Une nouvelle étude majeure menée par des chercheurs d'Intermountain Health et de l'université de Stanford (États-Unis) révèle que la surprescription et la prescription inappropriée d'antibiotiques entraînent non seulement une résistance aux antibiotiques, mais causent également des dommages importants aux patients. C'est l'un des travaux les plus complets pour documenter l'impact de la surutilisation des antibiotiques dans la pratique clinique.
L'étude, publiée dans le Journal of Internal Medicine, a examiné 51 millions de consultations sur une période de 15 ans et s'est concentrée sur les infections des voies respiratoires supérieures où les antibiotiques étaient connus pour être surprescrits 50 % du temps. Les chercheurs ont découvert que certains des antibiotiques les plus dangereux étaient parfois couramment utilisés, entraînant chez un patient sur 300 des effets secondaires suffisamment graves pour nécessiter une visite de suivi chez le médecin, voire une hospitalisation.
Antibiotique : la probabilité de diagnostic d'événement indésirable a augmenté de 30 %
Pour obtenir les résultats de cette étude, les chercheurs ont examiné les réclamations d'assurance de la base de données Clinformatics Data Mark dans les 50 États des États-Unis entre décembre 2002 et décembre 2017. Ils ont trouvé 50,9 millions de réclamations pour infections des voies respiratoires supérieures, y compris sinusite, pharyngite, laryngite, bronchite et rhume, représentant 23 millions de patients.
Les chercheurs ont ensuite identifié les cas où les patients recevaient et ne recevaient pas d'antibiotiques oraux pour ces types d'infection, et si ces patients recevaient un diagnostic de diarrhée, de candidose, d'infection à Clostridium difficile ou d'une combinaison de ces effets secondaires communs par la suite.
Ils ont constaté que 62,4 % de ces patients atteints d'infection des voies respiratoires supérieures obtenaient une ordonnance pour un antibiotique, ce qui correspond aux résultats des études antérieures. Après leurs visites initiales, 26 % de ces patients ont eu une visite de suivi en ambulatoire dans les 14 jours.

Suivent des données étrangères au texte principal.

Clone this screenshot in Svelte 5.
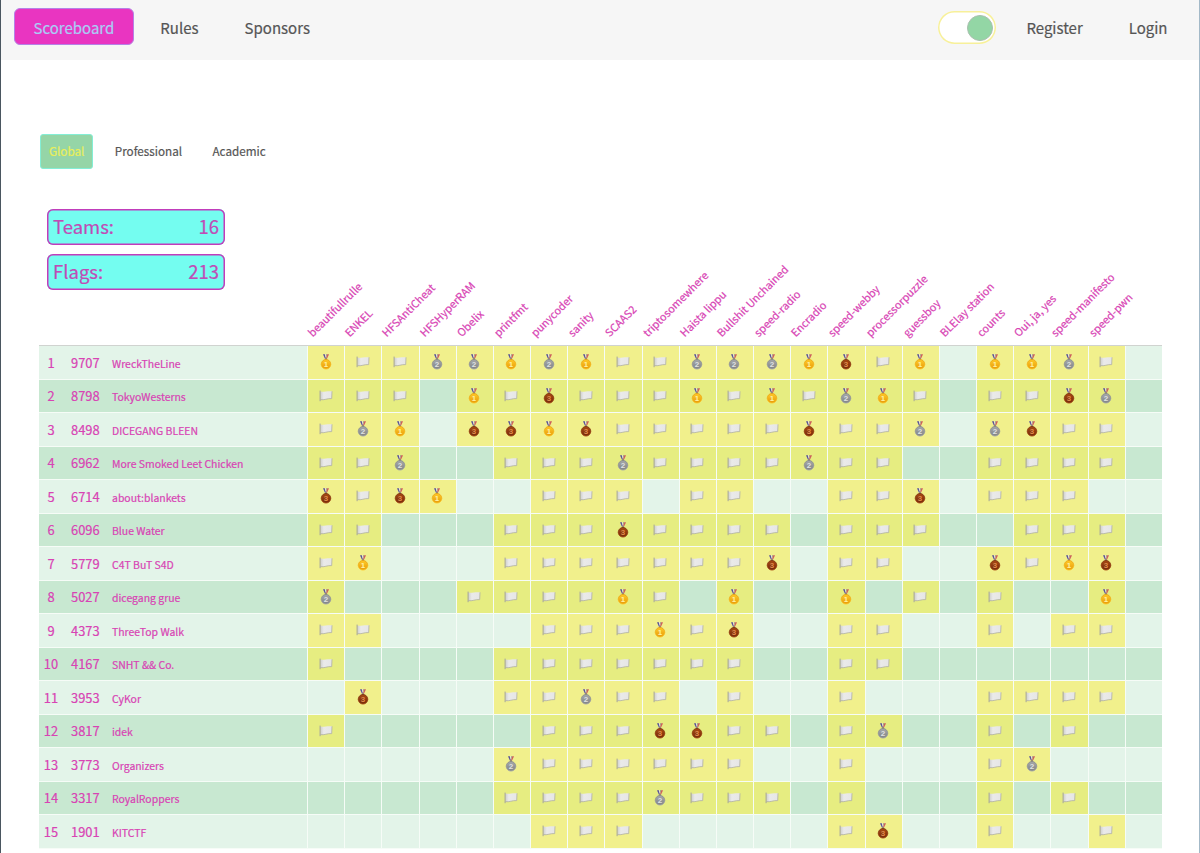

La probabilité qu'un patient reçoive un diagnostic d'événement indésirable a augmenté de 30 % pour ceux qui reçoivent des antibiotiques. Des événements indésirables consécutifs à la prise d'antibiotiques ont été trouvés dans pas moins d'une prescription sur 300, selon l'antibiotique prescrit, ou une prescription sur 1.150 au total.
"L'ampleur de ces événements indésirables graves est importante"
"Ces résultats soulignent que l'administration inappropriée d'antibiotiques aux patients cause des dommages réels et généralisés, a déclaré Harris Carmichael, chercheur principal de l'étude, dans un communiqué. Avoir ce genre d'effets secondaires chez un patient sur quelques centaines, voire milliers, peut sembler peu, mais lorsque vous examinez ce problème au niveau de la santé de la population, nous parlons de centaines de milliers d'effets indésirables, des événements suffisamment graves pour que ces patients aient besoin de soins supplémentaires de la part d'un médecin.”
Cela signifie des arrêts de travail, des visites inutiles chez le médecin et des risques d'infections graves qui peuvent durer des mois ou des années. "Avec des millions de visites pour des infections des voies respiratoires supérieures chaque année, l'ampleur de ces événements indésirables graves est importante", a ajouté le Dr Carmichael.
Les chercheurs ont également découvert que l'antibiotique Cefdinir était le quatrième antibiotique le plus prescrit pour ces patients, bien qu'il soit rarement recommandé par les directives de prescription comme traitement approprié pour les infections simples des voies respiratoires supérieures.
Prescrire des antibiotiques que lorsque cela est vraiment nécessaire
Ce médicament présentait également le deuxième risque le plus élevé d'entraîner un événement indésirable. Cela signifie que les patients se voient prescrire un médicament qui n'est pas du tout nécessaire ou qui n'est probablement pas le médicament le plus approprié pour leur état et qui cause régulièrement des dommages, a souligné le Dr Carmichael.
Il a ajouté que le risque d'événements indésirables est probablement beaucoup plus élevé, car ces résultats ne capturent que les visites de suivi où leur événement indésirable a été codé comme tel à des fins d'assurance. Cela signifie que les résultats n'incluent pas les événements indésirables pour lesquels les médecins n'ont pas codé cet effet secondaire spécifique, ni pour les patients qui n'étaient pas suffisamment malades pour être vus dans un cabinet médical.
Ces données soulignent le besoin de plus en plus important de programmes de gestion des antibiotiques, de sorte que les médecins suivent les directives de prescription et "ne prescrivent des antibiotiques que lorsque cela est vraiment nécessaire", a conclut le Dr Carmichael.